Summing it up, the last but one David Bowie gig of the century goes into the archives with a final positive outcome, where the lights overcome the shadows.

These last ones concern particularly the group; of the "historic" band from the "Outside" and "Earthling" tours are left only Gail Ann Dorsey and the great Mike Garson, and if Plati and Campbell are well geared into Bowie’s music on their own, the subject falls apart talking about Hamilton and the chorus girls. As already noticed — Reeves’ absence is manifest, particularly on the "Hours…" tracks, and it’s not easy to understand upon which logic an artist of Bowie’s calibre (who could have chosen whoever he wished) decided for Helmet’s guitarist, stylistically light years far from David’s musical vision. His collaboration within the overall sound was limited to pure fillers, heavily affecting the general atmosphere.

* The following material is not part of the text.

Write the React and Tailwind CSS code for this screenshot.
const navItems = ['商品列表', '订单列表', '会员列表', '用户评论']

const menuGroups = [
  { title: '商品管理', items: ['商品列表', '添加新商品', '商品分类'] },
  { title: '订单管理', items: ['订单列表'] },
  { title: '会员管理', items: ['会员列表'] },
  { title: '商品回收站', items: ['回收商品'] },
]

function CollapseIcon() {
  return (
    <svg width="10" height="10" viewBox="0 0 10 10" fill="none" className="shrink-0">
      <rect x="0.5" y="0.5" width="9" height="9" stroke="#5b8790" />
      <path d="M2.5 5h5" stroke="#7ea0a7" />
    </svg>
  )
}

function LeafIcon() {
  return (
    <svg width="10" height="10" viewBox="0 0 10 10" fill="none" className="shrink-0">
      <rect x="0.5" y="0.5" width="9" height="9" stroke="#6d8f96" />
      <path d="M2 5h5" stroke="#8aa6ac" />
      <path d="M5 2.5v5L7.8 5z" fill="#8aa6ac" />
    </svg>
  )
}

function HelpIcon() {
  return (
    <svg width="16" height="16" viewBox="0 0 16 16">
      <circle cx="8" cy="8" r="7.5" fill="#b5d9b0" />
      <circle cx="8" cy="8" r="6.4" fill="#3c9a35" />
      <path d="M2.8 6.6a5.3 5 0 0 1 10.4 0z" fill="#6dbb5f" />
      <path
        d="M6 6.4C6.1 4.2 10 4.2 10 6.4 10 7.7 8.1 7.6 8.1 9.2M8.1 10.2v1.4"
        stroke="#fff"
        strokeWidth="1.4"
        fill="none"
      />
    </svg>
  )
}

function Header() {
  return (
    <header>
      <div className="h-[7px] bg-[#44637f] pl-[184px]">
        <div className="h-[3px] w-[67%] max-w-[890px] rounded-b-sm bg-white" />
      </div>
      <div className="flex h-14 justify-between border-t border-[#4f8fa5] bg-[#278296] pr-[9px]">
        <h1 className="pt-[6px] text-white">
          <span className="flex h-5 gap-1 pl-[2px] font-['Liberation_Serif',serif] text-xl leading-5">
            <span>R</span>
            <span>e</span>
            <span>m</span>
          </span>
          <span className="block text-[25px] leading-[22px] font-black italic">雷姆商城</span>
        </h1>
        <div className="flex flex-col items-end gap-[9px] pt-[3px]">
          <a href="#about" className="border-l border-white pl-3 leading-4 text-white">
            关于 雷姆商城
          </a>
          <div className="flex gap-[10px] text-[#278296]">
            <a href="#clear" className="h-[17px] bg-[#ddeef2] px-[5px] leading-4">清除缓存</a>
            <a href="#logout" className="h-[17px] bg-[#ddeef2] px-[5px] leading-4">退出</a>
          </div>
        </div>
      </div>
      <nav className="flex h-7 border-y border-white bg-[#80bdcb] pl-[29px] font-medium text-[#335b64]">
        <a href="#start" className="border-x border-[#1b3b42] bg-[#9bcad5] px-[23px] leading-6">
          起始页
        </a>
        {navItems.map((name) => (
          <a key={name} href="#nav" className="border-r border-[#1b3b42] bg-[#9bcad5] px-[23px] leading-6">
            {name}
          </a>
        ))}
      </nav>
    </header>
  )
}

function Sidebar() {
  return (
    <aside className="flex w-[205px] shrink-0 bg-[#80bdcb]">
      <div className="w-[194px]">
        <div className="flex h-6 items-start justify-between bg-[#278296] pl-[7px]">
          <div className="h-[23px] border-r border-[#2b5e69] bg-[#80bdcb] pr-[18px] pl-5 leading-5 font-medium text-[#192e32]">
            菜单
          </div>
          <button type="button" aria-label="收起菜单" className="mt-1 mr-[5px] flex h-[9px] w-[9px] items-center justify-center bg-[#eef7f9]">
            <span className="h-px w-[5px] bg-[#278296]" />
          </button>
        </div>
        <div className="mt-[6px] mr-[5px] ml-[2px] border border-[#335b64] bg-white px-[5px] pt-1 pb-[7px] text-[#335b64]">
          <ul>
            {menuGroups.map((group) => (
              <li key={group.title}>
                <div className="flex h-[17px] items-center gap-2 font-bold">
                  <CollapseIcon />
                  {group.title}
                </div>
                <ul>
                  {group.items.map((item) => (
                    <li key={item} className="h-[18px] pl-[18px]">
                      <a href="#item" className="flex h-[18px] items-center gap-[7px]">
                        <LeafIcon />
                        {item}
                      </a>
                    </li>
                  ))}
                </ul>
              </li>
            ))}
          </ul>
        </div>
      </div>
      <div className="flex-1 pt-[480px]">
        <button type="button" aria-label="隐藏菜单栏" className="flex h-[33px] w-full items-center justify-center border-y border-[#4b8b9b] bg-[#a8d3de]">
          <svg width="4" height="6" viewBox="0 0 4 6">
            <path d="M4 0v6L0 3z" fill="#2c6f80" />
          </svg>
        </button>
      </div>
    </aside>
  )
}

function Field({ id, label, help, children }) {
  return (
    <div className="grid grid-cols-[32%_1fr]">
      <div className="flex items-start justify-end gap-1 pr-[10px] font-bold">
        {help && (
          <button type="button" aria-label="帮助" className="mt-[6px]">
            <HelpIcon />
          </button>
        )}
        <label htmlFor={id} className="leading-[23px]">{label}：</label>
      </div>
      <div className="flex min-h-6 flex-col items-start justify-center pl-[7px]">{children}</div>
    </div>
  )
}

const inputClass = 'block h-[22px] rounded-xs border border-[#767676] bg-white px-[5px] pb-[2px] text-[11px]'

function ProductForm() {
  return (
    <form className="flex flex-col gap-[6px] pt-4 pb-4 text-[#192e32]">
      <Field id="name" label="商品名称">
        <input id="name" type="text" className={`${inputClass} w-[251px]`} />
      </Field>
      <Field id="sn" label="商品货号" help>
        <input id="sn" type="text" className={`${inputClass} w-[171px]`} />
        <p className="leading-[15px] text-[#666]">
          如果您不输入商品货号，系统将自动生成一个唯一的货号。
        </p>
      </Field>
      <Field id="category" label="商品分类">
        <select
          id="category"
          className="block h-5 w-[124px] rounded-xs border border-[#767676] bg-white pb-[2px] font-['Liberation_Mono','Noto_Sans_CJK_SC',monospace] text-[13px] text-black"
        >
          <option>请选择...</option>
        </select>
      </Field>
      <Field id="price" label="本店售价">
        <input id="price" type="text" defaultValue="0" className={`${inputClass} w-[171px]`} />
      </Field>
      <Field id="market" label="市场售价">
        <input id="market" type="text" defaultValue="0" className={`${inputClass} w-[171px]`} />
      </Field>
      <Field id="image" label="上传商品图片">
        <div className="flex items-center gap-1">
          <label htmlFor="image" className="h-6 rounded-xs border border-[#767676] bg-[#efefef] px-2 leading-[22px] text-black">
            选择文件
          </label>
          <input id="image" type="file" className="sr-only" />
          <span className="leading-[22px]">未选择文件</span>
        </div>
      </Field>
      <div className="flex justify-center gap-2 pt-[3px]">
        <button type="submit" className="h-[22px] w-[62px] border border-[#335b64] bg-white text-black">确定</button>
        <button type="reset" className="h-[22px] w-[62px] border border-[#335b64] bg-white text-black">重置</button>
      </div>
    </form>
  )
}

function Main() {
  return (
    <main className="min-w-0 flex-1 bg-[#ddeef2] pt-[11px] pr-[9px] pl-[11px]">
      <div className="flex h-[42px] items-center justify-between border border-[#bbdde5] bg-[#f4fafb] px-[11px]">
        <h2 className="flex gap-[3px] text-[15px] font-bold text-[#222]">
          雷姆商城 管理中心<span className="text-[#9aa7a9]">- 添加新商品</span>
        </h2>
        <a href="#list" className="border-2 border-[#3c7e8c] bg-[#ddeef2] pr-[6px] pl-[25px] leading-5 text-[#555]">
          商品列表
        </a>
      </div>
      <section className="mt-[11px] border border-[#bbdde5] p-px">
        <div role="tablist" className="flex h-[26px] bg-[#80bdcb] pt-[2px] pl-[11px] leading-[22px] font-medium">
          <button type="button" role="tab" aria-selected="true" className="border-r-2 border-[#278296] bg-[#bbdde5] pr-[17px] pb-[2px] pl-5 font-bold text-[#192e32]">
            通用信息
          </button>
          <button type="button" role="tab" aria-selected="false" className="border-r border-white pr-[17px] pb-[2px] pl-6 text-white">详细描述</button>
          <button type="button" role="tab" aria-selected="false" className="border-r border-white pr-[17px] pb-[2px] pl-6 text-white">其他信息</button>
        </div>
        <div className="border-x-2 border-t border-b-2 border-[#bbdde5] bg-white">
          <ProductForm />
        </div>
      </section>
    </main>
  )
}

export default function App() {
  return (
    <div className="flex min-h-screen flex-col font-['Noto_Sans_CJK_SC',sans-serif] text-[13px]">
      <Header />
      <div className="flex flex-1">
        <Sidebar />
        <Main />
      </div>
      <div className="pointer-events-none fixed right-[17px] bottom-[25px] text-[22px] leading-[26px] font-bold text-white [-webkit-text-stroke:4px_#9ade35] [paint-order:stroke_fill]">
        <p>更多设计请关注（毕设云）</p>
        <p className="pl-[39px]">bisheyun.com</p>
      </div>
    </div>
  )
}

A similar remark can be done talking about Holly Palmer and Emm Gryner, this time with some mitigating circumstances, as the atmosphere of the new songs partially justified their presence. However, their contributions were restricted to a bunch of insipid backing vocals dripping with glucose accompanied by some hips wiggling not that much appropriate to the situation. The exchange of some silly pushes between Bowie and Gryner, then, gave way to a display of goliardic "on-the-road" comradeship which — together with those inappropriate "La-la-la" chorus in a pair of historical songs — could have been spared to the crowd.

The very last complaint I can think about is Mike Garson’s scarce say in the matter; if we exclude "Life On Mars?", the conclusion of "Changes" and some passages during "China Girl", Garson is almost restricted to the backgorund accompaniment. A wasted opportunity.

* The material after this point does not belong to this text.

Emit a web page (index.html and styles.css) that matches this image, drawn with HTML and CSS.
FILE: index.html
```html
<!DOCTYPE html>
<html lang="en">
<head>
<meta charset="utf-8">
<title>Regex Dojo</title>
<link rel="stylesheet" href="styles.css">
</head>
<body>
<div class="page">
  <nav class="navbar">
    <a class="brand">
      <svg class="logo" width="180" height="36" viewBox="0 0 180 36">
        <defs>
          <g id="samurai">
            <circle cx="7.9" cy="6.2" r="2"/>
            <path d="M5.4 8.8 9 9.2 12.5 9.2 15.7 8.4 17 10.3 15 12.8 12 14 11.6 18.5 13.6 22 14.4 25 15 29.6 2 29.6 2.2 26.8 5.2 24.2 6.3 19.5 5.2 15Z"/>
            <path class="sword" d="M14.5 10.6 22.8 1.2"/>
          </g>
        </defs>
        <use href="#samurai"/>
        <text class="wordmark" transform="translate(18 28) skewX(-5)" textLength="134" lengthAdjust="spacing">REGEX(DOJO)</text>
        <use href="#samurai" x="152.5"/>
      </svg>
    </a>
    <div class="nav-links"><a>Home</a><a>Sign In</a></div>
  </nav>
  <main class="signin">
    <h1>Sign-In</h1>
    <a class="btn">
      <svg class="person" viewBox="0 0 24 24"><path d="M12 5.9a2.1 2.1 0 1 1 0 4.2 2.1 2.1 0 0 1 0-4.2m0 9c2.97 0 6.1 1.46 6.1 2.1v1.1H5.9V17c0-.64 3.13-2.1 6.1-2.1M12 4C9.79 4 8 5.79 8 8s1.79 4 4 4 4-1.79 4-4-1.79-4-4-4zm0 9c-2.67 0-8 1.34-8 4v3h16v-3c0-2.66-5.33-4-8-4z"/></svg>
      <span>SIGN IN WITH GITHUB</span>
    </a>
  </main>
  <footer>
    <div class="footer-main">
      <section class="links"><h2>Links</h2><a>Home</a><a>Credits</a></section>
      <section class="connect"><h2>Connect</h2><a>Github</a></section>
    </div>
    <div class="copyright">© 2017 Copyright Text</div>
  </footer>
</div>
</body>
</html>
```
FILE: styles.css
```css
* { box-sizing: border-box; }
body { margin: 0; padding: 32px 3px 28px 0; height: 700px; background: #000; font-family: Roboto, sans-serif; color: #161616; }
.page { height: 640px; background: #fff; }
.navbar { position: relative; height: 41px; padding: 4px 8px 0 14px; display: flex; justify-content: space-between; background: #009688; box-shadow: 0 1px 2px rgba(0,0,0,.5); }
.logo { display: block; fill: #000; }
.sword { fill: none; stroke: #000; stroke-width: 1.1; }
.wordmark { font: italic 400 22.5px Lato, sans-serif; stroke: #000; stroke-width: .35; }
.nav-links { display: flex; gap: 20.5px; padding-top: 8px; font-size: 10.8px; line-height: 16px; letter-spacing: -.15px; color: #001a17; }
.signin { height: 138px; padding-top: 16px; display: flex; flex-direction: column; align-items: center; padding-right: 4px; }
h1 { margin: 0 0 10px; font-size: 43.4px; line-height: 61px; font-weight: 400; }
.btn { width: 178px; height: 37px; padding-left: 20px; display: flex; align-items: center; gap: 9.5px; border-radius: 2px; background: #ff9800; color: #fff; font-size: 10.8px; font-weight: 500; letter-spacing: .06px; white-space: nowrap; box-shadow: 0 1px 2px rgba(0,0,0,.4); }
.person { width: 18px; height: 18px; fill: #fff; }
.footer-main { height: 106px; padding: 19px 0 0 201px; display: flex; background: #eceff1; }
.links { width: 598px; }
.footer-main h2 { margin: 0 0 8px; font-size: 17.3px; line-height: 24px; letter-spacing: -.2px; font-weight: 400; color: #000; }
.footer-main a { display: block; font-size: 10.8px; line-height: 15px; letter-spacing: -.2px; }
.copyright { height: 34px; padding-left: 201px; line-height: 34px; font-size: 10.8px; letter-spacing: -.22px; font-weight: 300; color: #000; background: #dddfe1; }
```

But all of this (and the lack of "Word On A Wing" in the setlist) has not so much importance once faced to the general performance of Bowie and band tonight. Mike Garson himself — so scarcely inside the overall sound — the day after declared himself enthusiastic about the gig, rating it among the best played recently.

Apart from some slight infirmity and a few wrinkles, Bowie confirms himself — a few days away from 2000 — as one of the best (if not THE best) performer of the century, showing from the start till the end such a passion and a will to communicate, convey emotions and interact with his audience really striking, almost puzzling. And this through a sequence of songs covering many generations over 33 years of a musical history unique, extraordinary and — let’s all hope so — still far from its end.